There are two main ways to consolidate credit cards:

  1. Balance transfer: Transferring existing balances to a new card with a 0% introductory APR period
  2. Debt management plan: Consolidating debts through a third-party company

Consolidation isn't always the best financial move. It may extend the time to pay off debt and could result in higher interest costs if not managed properly.

How to Consolidate Credit Cards

Step 1: Evaluate Your Debt

Before consolidating, create a list of all your credit cards, balances, interest rates, and minimum payments. This will help you understand your total debt and potential savings.

Step 2: Choose a Consolidation Method

Consider these options:

  • Balance transfer card: Apply for a card with a 0% APR period (typically 12-21 months) and transfer your balances
  • Personal loan: Take out a loan to pay off your credit cards
  • Home equity line of credit (HELOC): Use available credit from your home's equity
  • Debt management plan: Work with a credit counseling agency to consolidate debts

Step 3: Apply and Approve

Apply for the consolidation option you've chosen. Some balance transfer cards require good credit scores, while others may have income requirements.

Step 4: Transfer Balances

Once approved, transfer your balances to the new account. Be sure to:

  • Close the original credit cards to avoid accumulating new debt
  • Check for transfer fees (typically 3-5% of the balance)
  • Understand the interest rate structure of your new account

Step 5: Pay Off Debt Strategically

Focus on paying off the highest interest balances first while making minimum payments on others. Consider making extra payments to reduce your principal faster.

Benefits of Credit Card Consolidation

Consolidating credit cards can offer several advantages:

  • Lower interest rates: You may get a better APR than what you're currently paying
  • Simplified payments: One bill instead of multiple payments to track
  • Improved credit score: Paying down debt can help your credit utilization ratio
  • Extended repayment period: Some consolidation options offer longer repayment terms

While consolidation can help, it's important to consider the potential drawbacks, such as longer repayment periods and potential fees.

Example Calculation

Suppose you have three credit cards with the following balances and interest rates:

Card Balance APR
Card A $2,000 24%
Card B $1,500 18%
Card C $1,000 15%
Total $4,500

If you consolidate these cards into one with a 12% APR, you could save on interest costs over time.
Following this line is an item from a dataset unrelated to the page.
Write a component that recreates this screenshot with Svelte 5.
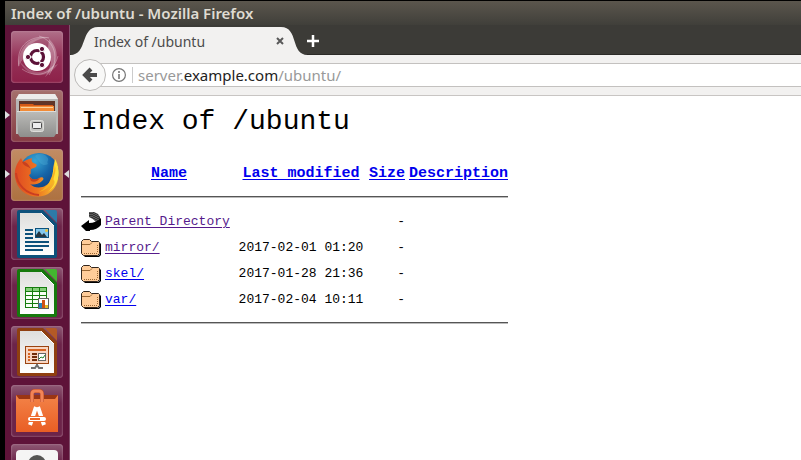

Our calculator can help you estimate these savings.

How This Calculator Works

Our Make Lemonade Credit Card Consolidation Calculator estimates your potential savings by comparing your current interest rates with a new consolidation rate.

Formula Used

Potential Savings = (Current Total Interest - Consolidated Interest) - Transfer Fees

The calculator uses these assumptions:

  • Average monthly interest is calculated using the formula: (Balance × APR) / 12
  • Transfer fees are typically 3-5% of the total balance
  • Consolidation period is based on your selected repayment term

Example Calculation

Using the previous example with a 12% consolidation rate and 3% transfer fee:

Current Monthly Interest = (($2,000 × 0.24) + ($1,500 × 0.18) + ($1,000 × 0.15)) / 12 = ($480 + $270 + $150) / 12 = $800 / 12 ≈ $66.67 per month Consolidated Monthly Interest = ($4,500 × 0.12) / 12 = $540 / 12 = $45 per month Transfer Fee = $4,500 × 0.03 = $135 Potential Savings = ($66.67 - $45) × 12 - $135 = $21.67 × 12 - $135 = $260.04 - $135 = $125.04

Frequently Asked Questions

Is credit card consolidation always a good idea?
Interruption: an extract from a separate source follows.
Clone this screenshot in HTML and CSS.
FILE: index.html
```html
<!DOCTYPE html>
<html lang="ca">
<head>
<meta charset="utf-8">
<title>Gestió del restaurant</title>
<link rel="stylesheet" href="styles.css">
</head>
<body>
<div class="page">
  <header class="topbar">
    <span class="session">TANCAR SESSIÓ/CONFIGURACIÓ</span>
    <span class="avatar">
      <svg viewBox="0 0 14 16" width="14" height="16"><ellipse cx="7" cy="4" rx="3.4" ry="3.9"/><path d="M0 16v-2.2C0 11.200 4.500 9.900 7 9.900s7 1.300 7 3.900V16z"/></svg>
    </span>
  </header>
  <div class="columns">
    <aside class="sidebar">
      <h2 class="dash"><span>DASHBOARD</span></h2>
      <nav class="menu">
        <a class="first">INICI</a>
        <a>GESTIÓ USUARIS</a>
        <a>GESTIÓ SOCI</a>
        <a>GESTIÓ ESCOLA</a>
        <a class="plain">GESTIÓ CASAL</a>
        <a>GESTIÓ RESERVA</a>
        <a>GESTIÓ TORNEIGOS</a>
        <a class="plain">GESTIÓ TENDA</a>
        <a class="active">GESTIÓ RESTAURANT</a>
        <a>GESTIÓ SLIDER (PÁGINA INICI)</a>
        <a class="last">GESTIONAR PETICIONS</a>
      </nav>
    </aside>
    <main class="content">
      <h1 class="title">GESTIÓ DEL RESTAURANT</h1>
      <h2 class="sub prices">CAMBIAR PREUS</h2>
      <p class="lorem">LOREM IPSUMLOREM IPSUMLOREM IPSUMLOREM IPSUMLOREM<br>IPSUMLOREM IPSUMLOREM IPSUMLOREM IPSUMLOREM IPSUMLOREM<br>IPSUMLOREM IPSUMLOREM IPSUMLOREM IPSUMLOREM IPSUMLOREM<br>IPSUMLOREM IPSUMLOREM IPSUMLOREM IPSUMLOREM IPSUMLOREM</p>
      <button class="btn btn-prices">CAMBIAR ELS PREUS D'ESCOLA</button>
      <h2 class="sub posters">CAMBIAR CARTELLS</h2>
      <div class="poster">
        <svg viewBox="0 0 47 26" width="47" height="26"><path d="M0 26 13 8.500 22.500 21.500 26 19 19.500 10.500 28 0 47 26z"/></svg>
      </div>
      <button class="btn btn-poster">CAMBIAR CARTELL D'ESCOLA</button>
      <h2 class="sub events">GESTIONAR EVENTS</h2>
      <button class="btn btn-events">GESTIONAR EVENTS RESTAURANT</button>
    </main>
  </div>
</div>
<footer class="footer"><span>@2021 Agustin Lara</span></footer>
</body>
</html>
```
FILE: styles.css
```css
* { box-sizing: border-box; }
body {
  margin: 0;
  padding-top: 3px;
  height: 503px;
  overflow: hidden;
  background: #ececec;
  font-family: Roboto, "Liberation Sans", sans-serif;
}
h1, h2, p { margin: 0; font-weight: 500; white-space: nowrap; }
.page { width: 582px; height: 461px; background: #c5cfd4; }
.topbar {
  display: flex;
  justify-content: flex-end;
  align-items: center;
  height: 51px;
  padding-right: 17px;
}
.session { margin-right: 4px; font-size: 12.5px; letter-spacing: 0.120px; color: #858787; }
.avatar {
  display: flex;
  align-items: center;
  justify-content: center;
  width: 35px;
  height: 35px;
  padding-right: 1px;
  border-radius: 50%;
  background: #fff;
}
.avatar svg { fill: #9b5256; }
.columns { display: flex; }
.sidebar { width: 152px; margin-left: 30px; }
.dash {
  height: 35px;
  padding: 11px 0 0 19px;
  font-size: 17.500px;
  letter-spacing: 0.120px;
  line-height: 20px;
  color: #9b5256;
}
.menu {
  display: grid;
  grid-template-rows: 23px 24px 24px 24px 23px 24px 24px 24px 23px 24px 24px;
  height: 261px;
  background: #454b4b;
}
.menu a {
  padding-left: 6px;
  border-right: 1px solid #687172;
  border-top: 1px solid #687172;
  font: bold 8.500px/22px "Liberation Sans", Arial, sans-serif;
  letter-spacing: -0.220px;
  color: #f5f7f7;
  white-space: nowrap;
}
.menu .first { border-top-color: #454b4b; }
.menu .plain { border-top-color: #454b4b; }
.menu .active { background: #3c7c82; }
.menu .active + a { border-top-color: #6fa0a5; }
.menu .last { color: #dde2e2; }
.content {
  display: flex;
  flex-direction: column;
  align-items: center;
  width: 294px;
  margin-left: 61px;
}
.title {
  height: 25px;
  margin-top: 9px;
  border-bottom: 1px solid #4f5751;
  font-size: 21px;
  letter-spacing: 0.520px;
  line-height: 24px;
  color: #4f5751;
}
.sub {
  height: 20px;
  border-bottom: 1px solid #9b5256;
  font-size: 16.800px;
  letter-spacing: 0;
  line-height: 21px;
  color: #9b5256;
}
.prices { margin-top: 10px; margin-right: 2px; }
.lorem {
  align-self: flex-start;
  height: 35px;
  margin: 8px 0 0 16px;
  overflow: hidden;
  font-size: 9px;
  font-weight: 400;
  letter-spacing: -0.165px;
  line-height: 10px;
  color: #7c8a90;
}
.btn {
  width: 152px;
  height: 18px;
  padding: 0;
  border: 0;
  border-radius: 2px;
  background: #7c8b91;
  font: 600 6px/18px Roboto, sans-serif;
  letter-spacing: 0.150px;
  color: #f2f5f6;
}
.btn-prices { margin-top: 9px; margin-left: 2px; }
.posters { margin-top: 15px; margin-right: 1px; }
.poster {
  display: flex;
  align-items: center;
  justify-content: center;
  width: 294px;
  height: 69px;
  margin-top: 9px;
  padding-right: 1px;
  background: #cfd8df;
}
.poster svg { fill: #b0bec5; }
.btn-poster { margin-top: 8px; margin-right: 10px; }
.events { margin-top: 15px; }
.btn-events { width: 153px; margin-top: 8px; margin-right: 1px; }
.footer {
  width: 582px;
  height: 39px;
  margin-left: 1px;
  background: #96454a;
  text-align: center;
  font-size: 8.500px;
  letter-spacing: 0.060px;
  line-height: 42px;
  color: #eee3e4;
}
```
Not necessarily. While consolidation can simplify payments and potentially lower interest rates, it may extend your repayment period and could result in higher interest costs if not managed properly. Always consider your financial situation before consolidating.

How long does it take to consolidate credit cards?

The process typically takes 2-4 weeks, depending on your lender and the consolidation method you choose. Balance transfer cards usually take 5-7 business days to process, while personal loans may take longer.

What are the risks of credit card consolidation?

Potential risks include higher interest costs if you don't pay off the consolidated balance quickly, extended repayment periods, and potential fees associated with balance transfers or new loans.

Can I consolidate credit cards with bad credit?

It's more difficult to consolidate with bad credit, but some balance transfer cards and personal loans may be available to subprime borrowers. You might need to compare offers carefully and be prepared for higher interest rates.

How do I know if consolidation is right for me?

Consider consolidation if you have multiple credit cards with high interest rates, want to simplify payments, or need a longer repayment period. However, if you can pay off your debts quickly without consolidating, it might be a better option.